## OBJECTIVE
Take each line containing "page" and report it exactly as written.

[COLLECTED DATA start]

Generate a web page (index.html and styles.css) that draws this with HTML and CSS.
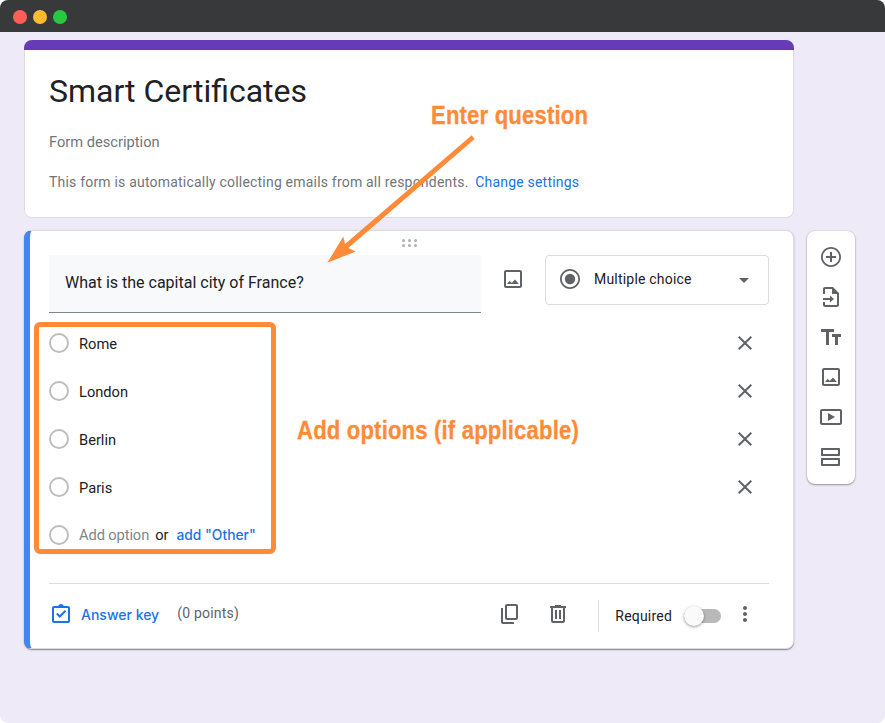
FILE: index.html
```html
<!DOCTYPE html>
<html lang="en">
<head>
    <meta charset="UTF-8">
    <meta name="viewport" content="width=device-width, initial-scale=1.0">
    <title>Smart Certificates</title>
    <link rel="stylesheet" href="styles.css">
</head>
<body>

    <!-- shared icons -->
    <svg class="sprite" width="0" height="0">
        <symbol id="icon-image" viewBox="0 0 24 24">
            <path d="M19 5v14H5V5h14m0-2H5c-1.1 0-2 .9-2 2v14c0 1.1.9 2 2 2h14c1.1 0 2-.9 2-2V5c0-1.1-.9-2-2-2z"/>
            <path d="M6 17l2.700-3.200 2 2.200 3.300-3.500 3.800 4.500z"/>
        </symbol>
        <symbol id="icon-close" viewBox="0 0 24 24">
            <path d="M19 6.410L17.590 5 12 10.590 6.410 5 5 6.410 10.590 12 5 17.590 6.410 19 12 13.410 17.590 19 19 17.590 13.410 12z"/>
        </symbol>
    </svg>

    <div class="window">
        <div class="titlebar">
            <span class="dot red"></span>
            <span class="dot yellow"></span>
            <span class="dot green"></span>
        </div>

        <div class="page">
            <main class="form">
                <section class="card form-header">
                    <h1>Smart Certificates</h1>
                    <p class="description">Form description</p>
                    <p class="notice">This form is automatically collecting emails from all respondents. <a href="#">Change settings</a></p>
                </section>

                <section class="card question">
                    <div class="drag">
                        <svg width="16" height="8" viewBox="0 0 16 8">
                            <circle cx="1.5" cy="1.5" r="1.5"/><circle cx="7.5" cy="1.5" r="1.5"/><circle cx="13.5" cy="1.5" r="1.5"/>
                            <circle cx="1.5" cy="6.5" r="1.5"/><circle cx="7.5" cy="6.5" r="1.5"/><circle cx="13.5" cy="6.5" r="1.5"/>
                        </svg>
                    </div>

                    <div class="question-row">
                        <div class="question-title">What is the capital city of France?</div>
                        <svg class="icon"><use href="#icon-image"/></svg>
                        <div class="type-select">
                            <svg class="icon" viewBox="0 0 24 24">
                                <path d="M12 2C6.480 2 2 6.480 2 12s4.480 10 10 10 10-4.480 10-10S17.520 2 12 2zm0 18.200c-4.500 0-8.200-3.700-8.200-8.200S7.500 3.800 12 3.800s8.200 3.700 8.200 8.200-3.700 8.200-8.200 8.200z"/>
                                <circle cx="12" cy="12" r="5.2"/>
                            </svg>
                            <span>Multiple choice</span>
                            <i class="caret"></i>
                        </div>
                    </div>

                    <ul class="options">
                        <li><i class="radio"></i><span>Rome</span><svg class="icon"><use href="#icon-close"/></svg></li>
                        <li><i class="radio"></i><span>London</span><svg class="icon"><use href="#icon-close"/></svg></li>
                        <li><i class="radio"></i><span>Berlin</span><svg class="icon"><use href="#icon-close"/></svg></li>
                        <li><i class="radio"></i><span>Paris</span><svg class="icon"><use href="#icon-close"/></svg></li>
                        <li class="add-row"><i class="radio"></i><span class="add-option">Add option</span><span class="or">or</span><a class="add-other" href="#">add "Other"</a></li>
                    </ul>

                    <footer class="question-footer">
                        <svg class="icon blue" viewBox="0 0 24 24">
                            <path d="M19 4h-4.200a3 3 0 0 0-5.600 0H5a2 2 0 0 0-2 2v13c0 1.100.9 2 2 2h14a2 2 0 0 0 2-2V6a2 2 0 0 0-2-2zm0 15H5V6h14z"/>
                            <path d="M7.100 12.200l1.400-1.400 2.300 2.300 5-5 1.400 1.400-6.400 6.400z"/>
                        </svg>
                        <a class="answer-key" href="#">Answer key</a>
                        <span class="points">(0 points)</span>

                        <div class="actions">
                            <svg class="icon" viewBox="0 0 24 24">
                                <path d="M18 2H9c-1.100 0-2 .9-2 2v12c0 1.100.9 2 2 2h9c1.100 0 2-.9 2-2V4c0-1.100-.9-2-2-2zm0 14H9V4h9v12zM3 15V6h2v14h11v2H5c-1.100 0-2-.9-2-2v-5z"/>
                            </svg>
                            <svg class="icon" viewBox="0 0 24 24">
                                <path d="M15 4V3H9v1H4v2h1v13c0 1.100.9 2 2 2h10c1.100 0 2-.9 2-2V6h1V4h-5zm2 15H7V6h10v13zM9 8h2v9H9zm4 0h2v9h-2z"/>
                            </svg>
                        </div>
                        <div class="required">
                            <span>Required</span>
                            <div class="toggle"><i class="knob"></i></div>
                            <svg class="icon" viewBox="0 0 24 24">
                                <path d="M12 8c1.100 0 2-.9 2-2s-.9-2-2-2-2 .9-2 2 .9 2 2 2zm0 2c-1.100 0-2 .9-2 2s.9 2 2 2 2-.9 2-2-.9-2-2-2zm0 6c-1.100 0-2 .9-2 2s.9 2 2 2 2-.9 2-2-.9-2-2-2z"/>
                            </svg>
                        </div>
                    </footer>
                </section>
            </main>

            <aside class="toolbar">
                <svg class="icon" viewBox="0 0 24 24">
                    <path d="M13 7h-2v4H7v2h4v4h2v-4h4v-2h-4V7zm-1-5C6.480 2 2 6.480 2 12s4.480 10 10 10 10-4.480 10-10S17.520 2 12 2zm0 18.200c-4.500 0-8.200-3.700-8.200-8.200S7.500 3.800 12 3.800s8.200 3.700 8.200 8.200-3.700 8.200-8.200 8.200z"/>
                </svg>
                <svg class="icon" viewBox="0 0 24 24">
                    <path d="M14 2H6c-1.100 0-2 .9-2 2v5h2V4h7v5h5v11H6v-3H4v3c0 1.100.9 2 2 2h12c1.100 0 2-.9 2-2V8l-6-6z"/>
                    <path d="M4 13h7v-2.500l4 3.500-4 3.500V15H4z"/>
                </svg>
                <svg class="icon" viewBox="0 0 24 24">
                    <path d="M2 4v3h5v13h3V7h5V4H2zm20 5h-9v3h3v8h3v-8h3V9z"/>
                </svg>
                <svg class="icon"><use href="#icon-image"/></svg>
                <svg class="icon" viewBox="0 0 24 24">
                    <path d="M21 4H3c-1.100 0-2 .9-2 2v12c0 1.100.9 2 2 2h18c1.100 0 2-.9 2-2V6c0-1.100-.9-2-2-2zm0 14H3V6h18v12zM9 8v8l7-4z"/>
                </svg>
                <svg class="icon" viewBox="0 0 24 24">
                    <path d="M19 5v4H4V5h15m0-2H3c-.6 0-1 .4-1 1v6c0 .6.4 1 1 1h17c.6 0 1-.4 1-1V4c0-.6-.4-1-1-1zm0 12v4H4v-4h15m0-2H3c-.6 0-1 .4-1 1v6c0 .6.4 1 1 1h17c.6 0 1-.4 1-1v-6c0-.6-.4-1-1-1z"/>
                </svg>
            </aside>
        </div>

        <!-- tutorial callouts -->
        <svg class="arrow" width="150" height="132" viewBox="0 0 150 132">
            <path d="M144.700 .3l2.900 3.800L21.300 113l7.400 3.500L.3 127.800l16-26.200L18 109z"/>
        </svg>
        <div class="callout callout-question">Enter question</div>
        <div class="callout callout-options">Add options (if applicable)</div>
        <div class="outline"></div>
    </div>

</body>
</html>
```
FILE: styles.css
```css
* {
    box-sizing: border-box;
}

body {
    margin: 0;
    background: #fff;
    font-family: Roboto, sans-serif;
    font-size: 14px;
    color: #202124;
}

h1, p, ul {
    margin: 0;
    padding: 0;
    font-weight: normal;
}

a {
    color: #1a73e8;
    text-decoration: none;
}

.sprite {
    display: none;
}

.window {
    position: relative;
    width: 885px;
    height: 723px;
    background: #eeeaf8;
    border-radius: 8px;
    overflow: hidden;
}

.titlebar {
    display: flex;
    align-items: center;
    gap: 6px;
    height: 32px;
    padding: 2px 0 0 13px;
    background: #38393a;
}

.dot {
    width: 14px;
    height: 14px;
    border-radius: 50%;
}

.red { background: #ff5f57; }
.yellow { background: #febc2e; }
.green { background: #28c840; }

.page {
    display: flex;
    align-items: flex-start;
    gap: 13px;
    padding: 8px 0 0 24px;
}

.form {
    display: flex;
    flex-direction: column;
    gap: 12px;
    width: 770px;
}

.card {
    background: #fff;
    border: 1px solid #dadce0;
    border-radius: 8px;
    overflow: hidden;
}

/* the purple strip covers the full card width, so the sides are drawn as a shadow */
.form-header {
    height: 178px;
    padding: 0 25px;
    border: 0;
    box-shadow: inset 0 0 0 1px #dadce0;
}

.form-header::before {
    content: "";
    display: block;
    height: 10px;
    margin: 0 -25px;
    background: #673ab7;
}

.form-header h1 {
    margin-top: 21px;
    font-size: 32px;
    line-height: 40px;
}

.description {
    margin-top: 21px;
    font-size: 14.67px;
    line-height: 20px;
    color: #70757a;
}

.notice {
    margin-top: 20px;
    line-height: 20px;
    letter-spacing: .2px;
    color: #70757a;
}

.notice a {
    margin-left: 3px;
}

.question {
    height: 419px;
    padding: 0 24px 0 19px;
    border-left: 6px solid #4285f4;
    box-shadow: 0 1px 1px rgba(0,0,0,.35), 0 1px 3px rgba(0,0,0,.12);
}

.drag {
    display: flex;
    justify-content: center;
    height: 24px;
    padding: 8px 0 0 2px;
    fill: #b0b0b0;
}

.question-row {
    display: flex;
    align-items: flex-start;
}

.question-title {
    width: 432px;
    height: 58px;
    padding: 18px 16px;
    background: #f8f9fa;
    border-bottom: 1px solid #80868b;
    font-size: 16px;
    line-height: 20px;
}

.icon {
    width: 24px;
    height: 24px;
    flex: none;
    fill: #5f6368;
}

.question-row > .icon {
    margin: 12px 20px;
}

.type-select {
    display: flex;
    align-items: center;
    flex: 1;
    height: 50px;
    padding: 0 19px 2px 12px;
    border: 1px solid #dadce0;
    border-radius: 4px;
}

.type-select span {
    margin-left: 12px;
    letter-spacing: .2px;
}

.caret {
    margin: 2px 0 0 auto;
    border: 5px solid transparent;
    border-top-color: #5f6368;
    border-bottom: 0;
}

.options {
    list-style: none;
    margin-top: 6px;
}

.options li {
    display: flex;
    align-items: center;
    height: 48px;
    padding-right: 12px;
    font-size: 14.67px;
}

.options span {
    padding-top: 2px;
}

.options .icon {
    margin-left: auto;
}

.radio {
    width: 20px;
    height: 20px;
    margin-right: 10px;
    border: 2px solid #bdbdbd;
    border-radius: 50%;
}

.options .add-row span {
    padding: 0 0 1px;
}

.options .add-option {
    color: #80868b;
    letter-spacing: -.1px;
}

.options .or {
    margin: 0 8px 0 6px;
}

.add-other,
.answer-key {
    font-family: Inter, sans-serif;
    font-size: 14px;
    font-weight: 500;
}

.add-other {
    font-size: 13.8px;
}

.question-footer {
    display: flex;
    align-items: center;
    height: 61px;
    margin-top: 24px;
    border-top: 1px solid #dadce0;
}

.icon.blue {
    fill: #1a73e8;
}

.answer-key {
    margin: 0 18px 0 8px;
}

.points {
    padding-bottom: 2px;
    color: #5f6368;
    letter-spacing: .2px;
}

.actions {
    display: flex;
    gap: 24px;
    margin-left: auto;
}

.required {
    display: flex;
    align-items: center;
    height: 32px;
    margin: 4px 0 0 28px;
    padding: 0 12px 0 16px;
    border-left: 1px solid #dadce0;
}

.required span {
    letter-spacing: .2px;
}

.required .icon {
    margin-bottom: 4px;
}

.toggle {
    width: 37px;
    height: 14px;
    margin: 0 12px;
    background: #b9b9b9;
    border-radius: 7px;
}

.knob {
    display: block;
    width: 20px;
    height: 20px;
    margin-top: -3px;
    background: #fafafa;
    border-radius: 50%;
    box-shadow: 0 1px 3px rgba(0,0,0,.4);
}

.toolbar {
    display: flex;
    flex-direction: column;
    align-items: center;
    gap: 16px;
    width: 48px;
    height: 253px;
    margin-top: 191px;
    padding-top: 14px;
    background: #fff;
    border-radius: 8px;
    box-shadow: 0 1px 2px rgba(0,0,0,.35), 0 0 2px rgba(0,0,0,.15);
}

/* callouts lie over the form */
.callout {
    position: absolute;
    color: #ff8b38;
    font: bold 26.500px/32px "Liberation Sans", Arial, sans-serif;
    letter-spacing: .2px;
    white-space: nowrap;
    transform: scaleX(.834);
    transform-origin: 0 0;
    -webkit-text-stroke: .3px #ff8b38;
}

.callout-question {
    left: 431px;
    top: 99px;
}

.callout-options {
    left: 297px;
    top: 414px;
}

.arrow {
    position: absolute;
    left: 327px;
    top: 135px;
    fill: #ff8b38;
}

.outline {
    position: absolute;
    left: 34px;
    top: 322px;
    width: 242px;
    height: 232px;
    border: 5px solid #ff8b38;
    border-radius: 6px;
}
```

[COLLECTED DATA end]

## CORRECT RESULT
Generate a web page (index.html and styles.css) that draws this with HTML and CSS.
        <div class="page">
.page {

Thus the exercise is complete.